Ya se ha contado muchas veces, en los sesenta un montón de directores con décadas de oficio a las espaldas dieron carpetazo a su filmografía entre la indiferencia generalizada, mientras la crítica y supongo que el público se rendían a las nuevas escrituras cinematográficas, que hoy nos parecen trabajos de parvulario.
Algunas de esas obras han ascendido a los altares, como Gertrud y el último Ford; otras, como Un gánster para un milagro o La condesa de Hong Kong, parece que tendrán que esperar un poco a que soplen tiempos más propicios (cito las que he visto en los últimos meses en el cine).
Hace unos meses se anunciaba a bombo y platillo el descubrimiento de una filmación amateur de Chaplin haciendo el chorra en un yate, o algo por el estilo, descrito en los medios como un hallazgo capital; por la calidad de la copia que pasaron ayer en la Filmo de La condesa de Hong Kong (A countess from Hong Kong; el artículo indeterminado del título original es clave) no parece que nadie se haya tomado la molestia de cuidar la última película del director, película que, si hacemos caso al programa de mano, no tuvo en su día elogios y se tuvo que conformar, en el mejor de los casos, con defensores.

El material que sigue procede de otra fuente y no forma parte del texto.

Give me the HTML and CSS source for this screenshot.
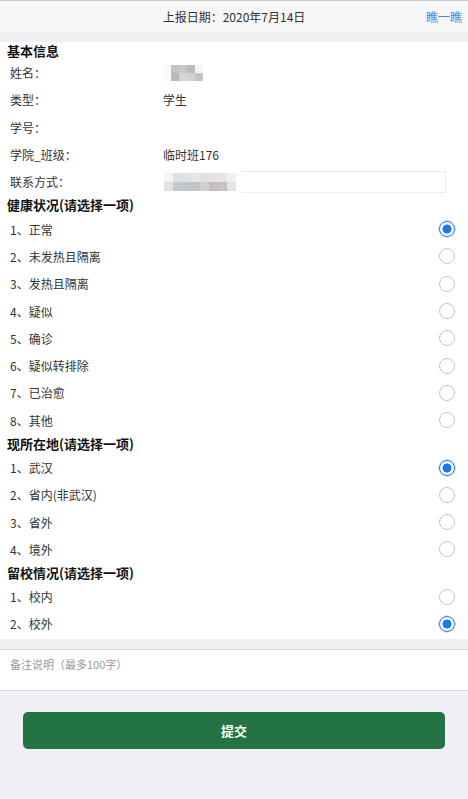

A countess from Hong Kong es, por supuesto, magistral, melancólicia en su condición de autoconsciente emblema de un fin de raza (Chaplin, que se había despedido de su personaje en Candilejas y de su condición de figura pública en Un rey en Nueva York, sólo aparece brevemente como el veterano jefe de camareros del barco) y bastante altiva, orgullosa de mostrar como se hacía un cine que estaba en vías de saparición.